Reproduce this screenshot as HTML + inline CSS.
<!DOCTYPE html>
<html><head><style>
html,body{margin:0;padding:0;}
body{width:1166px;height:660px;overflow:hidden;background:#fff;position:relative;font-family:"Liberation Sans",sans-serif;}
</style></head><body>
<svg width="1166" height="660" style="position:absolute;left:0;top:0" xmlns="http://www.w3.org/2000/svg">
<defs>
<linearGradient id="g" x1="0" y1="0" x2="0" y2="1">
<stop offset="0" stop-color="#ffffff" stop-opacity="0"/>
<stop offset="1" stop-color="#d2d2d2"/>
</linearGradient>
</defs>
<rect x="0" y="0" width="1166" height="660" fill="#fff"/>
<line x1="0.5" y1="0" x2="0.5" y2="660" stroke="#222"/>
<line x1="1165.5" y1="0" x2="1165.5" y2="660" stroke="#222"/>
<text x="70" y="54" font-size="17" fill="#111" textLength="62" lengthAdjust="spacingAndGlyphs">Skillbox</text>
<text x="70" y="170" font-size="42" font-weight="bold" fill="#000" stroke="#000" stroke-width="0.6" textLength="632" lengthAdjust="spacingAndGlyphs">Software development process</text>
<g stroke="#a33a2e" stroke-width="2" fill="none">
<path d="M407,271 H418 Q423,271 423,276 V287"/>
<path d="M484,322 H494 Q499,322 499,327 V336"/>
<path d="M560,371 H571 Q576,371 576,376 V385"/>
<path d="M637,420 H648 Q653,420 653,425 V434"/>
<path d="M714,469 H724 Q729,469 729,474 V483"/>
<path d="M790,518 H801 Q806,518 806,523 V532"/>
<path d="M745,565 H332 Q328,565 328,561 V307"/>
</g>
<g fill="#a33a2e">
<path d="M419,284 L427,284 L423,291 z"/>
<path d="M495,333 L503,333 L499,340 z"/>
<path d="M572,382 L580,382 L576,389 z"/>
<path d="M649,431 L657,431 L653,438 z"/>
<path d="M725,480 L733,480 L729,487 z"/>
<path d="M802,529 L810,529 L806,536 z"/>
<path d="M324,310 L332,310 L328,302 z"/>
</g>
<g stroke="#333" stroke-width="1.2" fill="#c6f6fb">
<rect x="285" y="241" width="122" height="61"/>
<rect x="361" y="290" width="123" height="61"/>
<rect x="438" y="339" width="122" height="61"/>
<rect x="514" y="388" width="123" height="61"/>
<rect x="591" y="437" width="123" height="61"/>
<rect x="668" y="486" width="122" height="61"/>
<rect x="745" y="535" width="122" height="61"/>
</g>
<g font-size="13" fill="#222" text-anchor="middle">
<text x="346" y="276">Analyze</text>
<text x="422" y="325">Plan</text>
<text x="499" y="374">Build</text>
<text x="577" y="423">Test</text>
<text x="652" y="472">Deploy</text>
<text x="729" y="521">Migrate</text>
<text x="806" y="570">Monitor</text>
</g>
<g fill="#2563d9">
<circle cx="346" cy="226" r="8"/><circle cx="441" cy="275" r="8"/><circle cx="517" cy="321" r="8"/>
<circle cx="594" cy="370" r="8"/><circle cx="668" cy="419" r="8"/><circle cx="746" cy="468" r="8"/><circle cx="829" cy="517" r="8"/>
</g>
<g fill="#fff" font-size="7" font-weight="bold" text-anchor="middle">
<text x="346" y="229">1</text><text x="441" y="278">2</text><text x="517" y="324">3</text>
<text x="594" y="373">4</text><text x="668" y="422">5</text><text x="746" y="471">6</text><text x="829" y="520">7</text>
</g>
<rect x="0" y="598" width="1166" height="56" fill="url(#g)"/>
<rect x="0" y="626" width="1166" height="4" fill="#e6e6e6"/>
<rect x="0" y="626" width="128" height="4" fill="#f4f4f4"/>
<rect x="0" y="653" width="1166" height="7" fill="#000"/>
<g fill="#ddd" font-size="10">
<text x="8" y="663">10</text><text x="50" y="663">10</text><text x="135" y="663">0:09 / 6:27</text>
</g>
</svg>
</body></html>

===============

▶ **Your task**
Type the whole listing again, unaltered.

▶ **The response**
Reproduce this screenshot as HTML + inline CSS.
<!DOCTYPE html>
<html><head><style>
html,body{margin:0;padding:0;}
body{width:1166px;height:660px;overflow:hidden;background:#fff;position:relative;font-family:"Liberation Sans",sans-serif;}
</style></head><body>
<svg width="1166" height="660" style="position:absolute;left:0;top:0" xmlns="http://www.w3.org/2000/svg">
<defs>
<linearGradient id="g" x1="0" y1="0" x2="0" y2="1">
<stop offset="0" stop-color="#ffffff" stop-opacity="0"/>
<stop offset="1" stop-color="#d2d2d2"/>
</linearGradient>
</defs>
<rect x="0" y="0" width="1166" height="660" fill="#fff"/>
<line x1="0.5" y1="0" x2="0.5" y2="660" stroke="#222"/>
<line x1="1165.5" y1="0" x2="1165.5" y2="660" stroke="#222"/>
<text x="70" y="54" font-size="17" fill="#111" textLength="62" lengthAdjust="spacingAndGlyphs">Skillbox</text>
<text x="70" y="170" font-size="42" font-weight="bold" fill="#000" stroke="#000" stroke-width="0.6" textLength="632" lengthAdjust="spacingAndGlyphs">Software development process</text>
<g stroke="#a33a2e" stroke-width="2" fill="none">
<path d="M407,271 H418 Q423,271 423,276 V287"/>
<path d="M484,322 H494 Q499,322 499,327 V336"/>
<path d="M560,371 H571 Q576,371 576,376 V385"/>
<path d="M637,420 H648 Q653,420 653,425 V434"/>
<path d="M714,469 H724 Q729,469 729,474 V483"/>
<path d="M790,518 H801 Q806,518 806,523 V532"/>
<path d="M745,565 H332 Q328,565 328,561 V307"/>
</g>
<g fill="#a33a2e">
<path d="M419,284 L427,284 L423,291 z"/>
<path d="M495,333 L503,333 L499,340 z"/>
<path d="M572,382 L580,382 L576,389 z"/>
<path d="M649,431 L657,431 L653,438 z"/>
<path d="M725,480 L733,480 L729,487 z"/>
<path d="M802,529 L810,529 L806,536 z"/>
<path d="M324,310 L332,310 L328,302 z"/>
</g>
<g stroke="#333" stroke-width="1.2" fill="#c6f6fb">
<rect x="285" y="241" width="122" height="61"/>
<rect x="361" y="290" width="123" height="61"/>
<rect x="438" y="339" width="122" height="61"/>
<rect x="514" y="388" width="123" height="61"/>
<rect x="591" y="437" width="123" height="61"/>
<rect x="668" y="486" width="122" height="61"/>
<rect x="745" y="535" width="122" height="61"/>
</g>
<g font-size="13" fill="#222" text-anchor="middle">
<text x="346" y="276">Analyze</text>
<text x="422" y="325">Plan</text>
<text x="499" y="374">Build</text>
<text x="577" y="423">Test</text>
<text x="652" y="472">Deploy</text>
<text x="729" y="521">Migrate</text>
<text x="806" y="570">Monitor</text>
</g>
<g fill="#2563d9">
<circle cx="346" cy="226" r="8"/><circle cx="441" cy="275" r="8"/><circle cx="517" cy="321" r="8"/>
<circle cx="594" cy="370" r="8"/><circle cx="668" cy="419" r="8"/><circle cx="746" cy="468" r="8"/><circle cx="829" cy="517" r="8"/>
</g>
<g fill="#fff" font-size="7" font-weight="bold" text-anchor="middle">
<text x="346" y="229">1</text><text x="441" y="278">2</text><text x="517" y="324">3</text>
<text x="594" y="373">4</text><text x="668" y="422">5</text><text x="746" y="471">6</text><text x="829" y="520">7</text>
</g>
<rect x="0" y="598" width="1166" height="56" fill="url(#g)"/>
<rect x="0" y="626" width="1166" height="4" fill="#e6e6e6"/>
<rect x="0" y="626" width="128" height="4" fill="#f4f4f4"/>
<rect x="0" y="653" width="1166" height="7" fill="#000"/>
<g fill="#ddd" font-size="10">
<text x="8" y="663">10</text><text x="50" y="663">10</text><text x="135" y="663">0:09 / 6:27</text>
</g>
</svg>
</body></html>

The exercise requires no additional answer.